### Task requirements
Quote all of the data exactly as given. Skip every picture it contains.

### Record set
━━━━━━
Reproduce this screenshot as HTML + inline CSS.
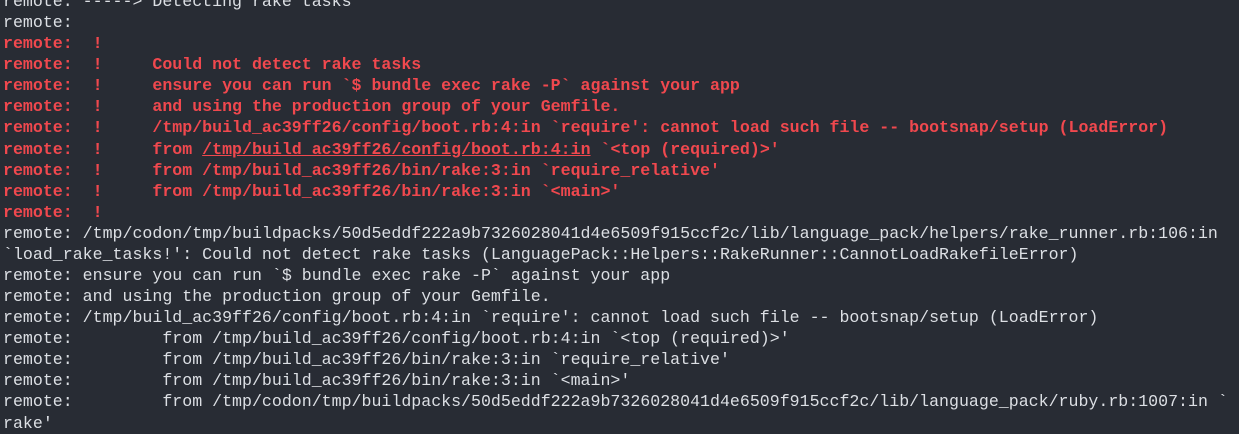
<html><head><style>
body{margin:0;background:#282c34;width:1239px;height:426px;overflow:hidden}
pre{position:absolute;left:3px;top:-9px;margin:0;font-family:"Liberation Mono",monospace;font-size:16.6px;line-height:21.08px;color:#dcdfe4}
.r{color:#f0484e;font-weight:bold}
</style></head><body><pre>remote: -----&gt; Detecting rake tasks
remote:
<span class="r">remote:  !
remote:  !     Could not detect rake tasks
remote:  !     ensure you can run `$ bundle exec rake -P` against your app
remote:  !     and using the production group of your Gemfile.
remote:  !     /tmp/build_ac39ff26/config/boot.rb:4:in `require': cannot load such file -- bootsnap/setup (LoadError)
remote:  !     from <u>/tmp/build_ac39ff26/config/boot.rb:4:in</u> `&lt;top (required)&gt;'
remote:  !     from /tmp/build_ac39ff26/bin/rake:3:in `require_relative'
remote:  !     from /tmp/build_ac39ff26/bin/rake:3:in `&lt;main&gt;'
remote:  !</span>
remote: /tmp/codon/tmp/buildpacks/50d5eddf222a9b7326028041d4e6509f915ccf2c/lib/language_pack/helpers/rake_runner.rb:106:in
`load_rake_tasks!': Could not detect rake tasks (LanguagePack::Helpers::RakeRunner::CannotLoadRakefileError)
remote: ensure you can run `$ bundle exec rake -P` against your app
remote: and using the production group of your Gemfile.
remote: /tmp/build_ac39ff26/config/boot.rb:4:in `require': cannot load such file -- bootsnap/setup (LoadError)
remote:         from /tmp/build_ac39ff26/config/boot.rb:4:in `&lt;top (required)&gt;'
remote:         from /tmp/build_ac39ff26/bin/rake:3:in `require_relative'
remote:         from /tmp/build_ac39ff26/bin/rake:3:in `&lt;main&gt;'
remote:         from /tmp/codon/tmp/buildpacks/50d5eddf222a9b7326028041d4e6509f915ccf2c/lib/language_pack/ruby.rb:1007:in `
rake'
</pre></body></html>
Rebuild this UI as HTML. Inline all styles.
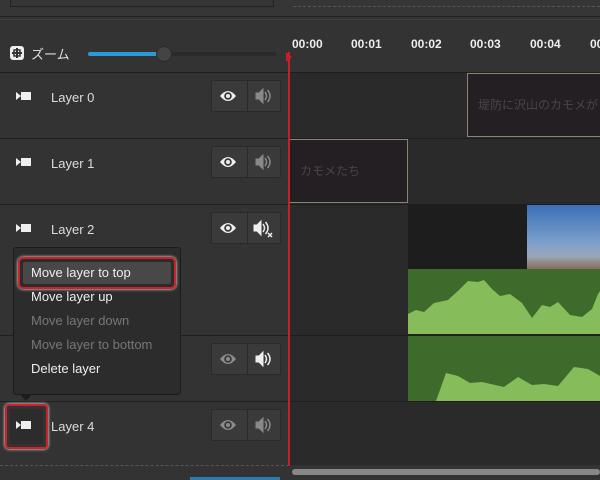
━━━━━━
### Task solution
Reproduce this screenshot as HTML + inline CSS.
<html><head><style>
body{margin:0;background:#282c34;width:1239px;height:426px;overflow:hidden}
pre{position:absolute;left:3px;top:-9px;margin:0;font-family:"Liberation Mono",monospace;font-size:16.6px;line-height:21.08px;color:#dcdfe4}
.r{color:#f0484e;font-weight:bold}
</style></head><body><pre>remote: -----&gt; Detecting rake tasks
remote:
<span class="r">remote:  !
remote:  !     Could not detect rake tasks
remote:  !     ensure you can run `$ bundle exec rake -P` against your app
remote:  !     and using the production group of your Gemfile.
remote:  !     /tmp/build_ac39ff26/config/boot.rb:4:in `require': cannot load such file -- bootsnap/setup (LoadError)
remote:  !     from <u>/tmp/build_ac39ff26/config/boot.rb:4:in</u> `&lt;top (required)&gt;'
remote:  !     from /tmp/build_ac39ff26/bin/rake:3:in `require_relative'
remote:  !     from /tmp/build_ac39ff26/bin/rake:3:in `&lt;main&gt;'
remote:  !</span>
remote: /tmp/codon/tmp/buildpacks/50d5eddf222a9b7326028041d4e6509f915ccf2c/lib/language_pack/helpers/rake_runner.rb:106:in
`load_rake_tasks!': Could not detect rake tasks (LanguagePack::Helpers::RakeRunner::CannotLoadRakefileError)
remote: ensure you can run `$ bundle exec rake -P` against your app
remote: and using the production group of your Gemfile.
remote: /tmp/build_ac39ff26/config/boot.rb:4:in `require': cannot load such file -- bootsnap/setup (LoadError)
remote:         from /tmp/build_ac39ff26/config/boot.rb:4:in `&lt;top (required)&gt;'
remote:         from /tmp/build_ac39ff26/bin/rake:3:in `require_relative'
remote:         from /tmp/build_ac39ff26/bin/rake:3:in `&lt;main&gt;'
remote:         from /tmp/codon/tmp/buildpacks/50d5eddf222a9b7326028041d4e6509f915ccf2c/lib/language_pack/ruby.rb:1007:in `
rake'
</pre></body></html>
Rebuild this UI as HTML. Inline all styles.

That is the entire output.